Goosebumps covered my arms. I was now licensed to support and defend the oldest living Constitution in the world.
My work at the firm kept me busy, but I kept up my asylum work pro bono. I began representing women seeking protection from violent partners under the Violence Against Women Act. I volunteered to work on an ACLU test case to promote the parental rights of homosexual parents in Illinois. Someone asked me why I was interested in the case, and I replied, “because I’m a lawyer and an American. What other reason do you need to care about the rights of other Americans?”
***
I sat frozen on the night of November 8, 2016 as America elected Donald Trump. My children played in the living room and looked with worry as tears dripped from my chin. A man who was the worst of America was going to be its President, and he and his constituents believed that there was no place in America for people like me and my family.
I watch his Inauguration, and when the National Anthem played I felt dead inside. “And the star-spangled banner in triumph shall wave, O’er the land of the free and the home of the brave!” Normally those words make me smile, but on that day I just felt contempt. We had just elected a sexist bigot to be the leader of the free world, we the free and the brave. The depression that had settled over me when Trump was nominated the Republican candidate seemed complete now, and I felt myself wondering if all my patriotism and belief in America had always been misplaced.
***
The months since Election Day have passed in a blur, and just in the first few weeks of this Administration it has become clear that immigrants and Muslims are not welcomed. Walls are being constructed, doors closing, bridges burning.
Yet through it all I feel myself refocusing on something that reminds me of why I love America. Those chills I did not feel when I heard the National Anthem have come back. I felt them tickling my arms as I watched the explosion of pink-clad protesters fill the streets of cities across America, the day after the Inauguration. The chants of protesters standing at airports screaming “Let them in!” make me cry. So many of my lawyer friends are in the streets, in the airports, demanding justice and fighting for the legal rights of Muslims, immigrants and refugees.
I take it all in and I think that there is no need to feel cowed, or to explain myself to anyone who thinks that my family members and I are less American or patriotic or less human. What Donald Trump doesn’t understand is that there is no one more American than an immigrant. We were not born here, but we chose to come. We were unafraid of change or people different from us or new languages, cultures, or religions.
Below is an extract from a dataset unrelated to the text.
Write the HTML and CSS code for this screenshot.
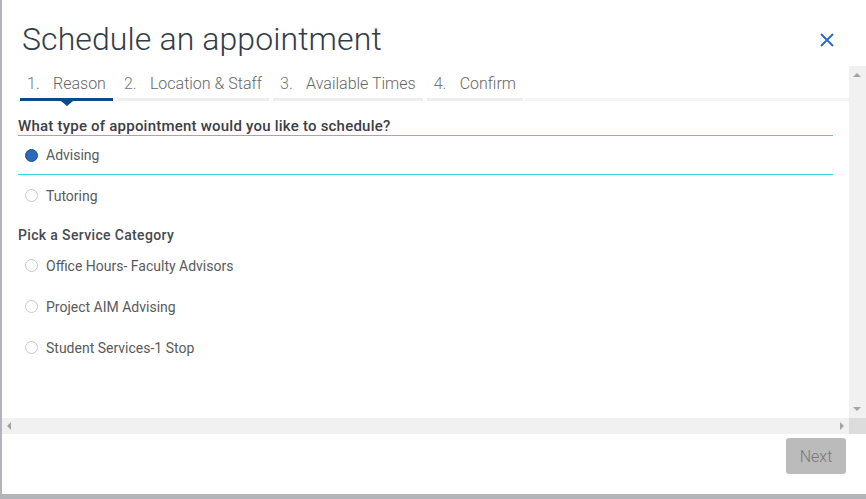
FILE: index.html
```html
<!DOCTYPE html>
<html lang="en">
<head>
<meta charset="utf-8">
<title>Schedule an appointment</title>
<link rel="stylesheet" href="styles.css">
</head>
<body>
<div class="modal">
  <header class="modal-header">
    <h1 class="title">Schedule an appointment</h1>
    <button class="close" aria-label="Close">
      <svg width="14" height="14" viewBox="0 0 14 14"><path d="M1 1 L13 13 M13 1 L1 13" stroke="#2b6fc0" stroke-width="2" fill="none"/></svg>
    </button>
  </header>
  <div class="scroll-frame">
    <div class="scroll-content">
      <nav class="steps">
        <div class="step active"><span class="num">1.</span><span class="label">Reason</span></div>
        <div class="step"><span class="num">2.</span><span class="label">Location &amp; Staff</span></div>
        <div class="step"><span class="num">3.</span><span class="label">Available Times</span></div>
        <div class="step"><span class="num">4.</span><span class="label">Confirm</span></div>
        <div class="step-rest"></div>
      </nav>
      <div class="form">
        <div class="question">What type of appointment would you like to schedule?</div>
        <div class="option selected"><span class="radio checked"></span><span class="opt-label">Advising</span></div>
        <div class="option"><span class="radio"></span><span class="opt-label">Tutoring</span></div>
        <div class="subheading">Pick a Service Category</div>
        <div class="option"><span class="radio"></span><span class="opt-label">Office Hours- Faculty Advisors</span></div>
        <div class="option"><span class="radio"></span><span class="opt-label">Project AIM Advising</span></div>
        <div class="option"><span class="radio"></span><span class="opt-label">Student Services-1 Stop</span></div>
      </div>
    </div>
    <div class="vscroll">
      <span class="arrow up"></span>
      <span class="arrow down"></span>
    </div>
    <div class="hscroll">
      <span class="arrow left"></span>
      <span class="arrow right"></span>
    </div>
    <div class="corner"></div>
  </div>
  <footer class="modal-footer">
    <button class="next">Next</button>
  </footer>
</div>
</body>
</html>
```
FILE: styles.css
```css
html, body {
  margin: 0;
  padding: 0;
}
body {
  background: #b1b5b9;
  font-family: Roboto, "Liberation Sans", sans-serif;
  width: 866px;
  height: 499px;
  overflow: hidden;
}
.modal {
  margin-left: 2px;
  width: 864px;
  height: 494px;
  background: #fff;
  display: flex;
  flex-direction: column;
}
.modal-header {
  height: 66px;
  display: flex;
  align-items: flex-start;
  justify-content: space-between;
  box-sizing: border-box;
  padding: 23px 0 0 20px;
}
.title {
  margin: 0;
  font-size: 32px;
  line-height: 32px;
  font-weight: 300;
  color: #323c46;
  letter-spacing: 0.1px;
}
.close {
  border: 0;
  background: none;
  padding: 0;
  margin: 10px 32px 0 0;
  width: 14px;
  height: 14px;
  display: block;
}
.close svg { display: block; }

.scroll-frame {
  display: grid;
  grid-template-columns: 847px 17px;
  grid-template-rows: 352px 16px;
}
.scroll-content {
  overflow: hidden;
}
.steps {
  display: flex;
  gap: 4px;
  padding: 8px 0 0 18px;
}
.step {
  position: relative;
  display: flex;
  padding: 0 7px 4px 7px;
  border-bottom: 3px solid #eeeeee;
  font-size: 16px;
  line-height: 20px;
  font-weight: 300;
  color: #666;
}
.step .num {
  width: 26px;
  color: #777;
}
.step.active {
  border-bottom-color: #0b4a8b;
}
.step.active::after {
  content: "";
  position: absolute;
  left: 41px;
  bottom: -8px;
  border-left: 6px solid transparent;
  border-right: 6px solid transparent;
  border-top: 5px solid #0b4a8b;
}
.step-rest {
  flex: 1;
  margin-left: -2px;
  border-bottom: 3px solid #f4f4f4;
  align-self: flex-end;
}
.form {
  padding: 16px 16px 0 16px;
}
.question {
  font-size: 15px;
  line-height: 18px;
  font-weight: 500;
  color: #3a4046;
  letter-spacing: 0.22px;
  border-bottom: 1px solid #3dd3da;
}
.option {
  display: flex;
  align-items: center;
  height: 41px;
  padding-left: 7px;
  font-size: 14px;
  color: #5a5a5a;
}
.option.selected {
  height: 38px;
  border-bottom: 1px solid #3dd3da;
}
.radio {
  width: 13px;
  height: 13px;
  box-sizing: border-box;
  border-radius: 50%;
  border: 1px solid #c8c8c8;
  background: #fff;
  margin-right: 8px;
}
.radio.checked {
  background: #2a6ab8;
  border-color: #1c4f8c;
}
.subheading {
  margin-top: 9px;
  font-size: 14px;
  line-height: 20px;
  font-weight: 500;
  color: #454a50;
  letter-spacing: 0.35px;
}

.vscroll, .hscroll {
  position: relative;
  background: #f1f1f1;
}
.corner { background: #dcdcdc; }
.arrow {
  position: absolute;
  width: 0;
  height: 0;
}
.arrow.up {
  left: 4px;
  top: 7px;
  border-left: 4px solid transparent;
  border-right: 4px solid transparent;
  border-bottom: 4px solid #a3a3a3;
}
.arrow.down {
  left: 4px;
  bottom: 7px;
  border-left: 4px solid transparent;
  border-right: 4px solid transparent;
  border-top: 4px solid #a3a3a3;
}
.arrow.left {
  left: 5px;
  top: 4px;
  border-top: 4px solid transparent;
  border-bottom: 4px solid transparent;
  border-right: 4px solid #a3a3a3;
}
.arrow.right {
  right: 5px;
  top: 4px;
  border-top: 4px solid transparent;
  border-bottom: 4px solid transparent;
  border-left: 4px solid #a3a3a3;
}

.modal-footer {
  flex: 1;
  display: flex;
  justify-content: flex-end;
  align-items: flex-start;
  padding: 4px 20px 0 0;
}
.next {
  width: 60px;
  height: 36px;
  border: 0;
  border-radius: 3px;
  background: #bbbbbb;
  color: #777;
  font-family: Roboto, "Liberation Sans", sans-serif;
  font-size: 16px;
  font-weight: 300;
  padding: 0;
}
```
We came and struggled and we took the best parts of America and we believed so deeply in them. We made them ours, we were the American promise made manifest.
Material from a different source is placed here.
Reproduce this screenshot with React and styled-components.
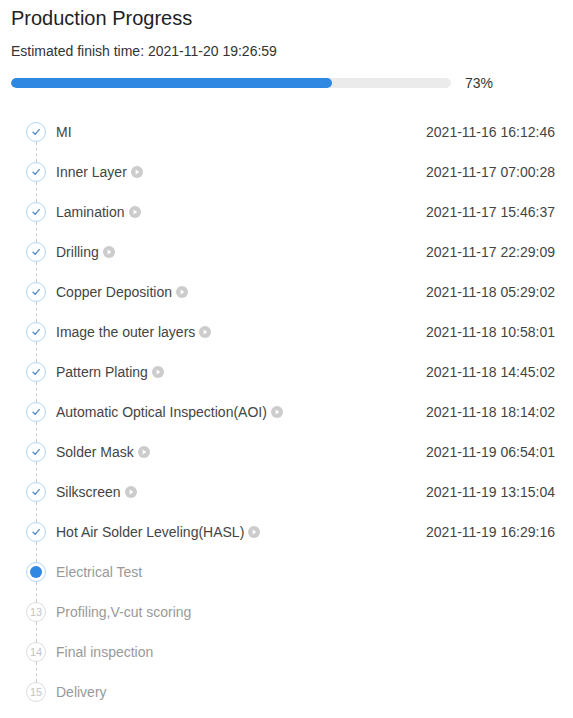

Trump may ban us or require us to register or make people look at us with suspicion. But he cannot take our American story away from us. He cannot change our lived experiences as American patriots who feel privileged to be a part of this country, and who have given back to it in myriad ways. Our blood, sweat, tears, dreams, tax money and the future of our children are all invested here.
Today I listen to protesters chanting “tell me what America looks like? This is what America looks like!” and I think of my parents. They are the best of what America looks like.
Uzma Mariam Ahmed is a lawyer and the chair of AltMuslimah’s Advisory Board.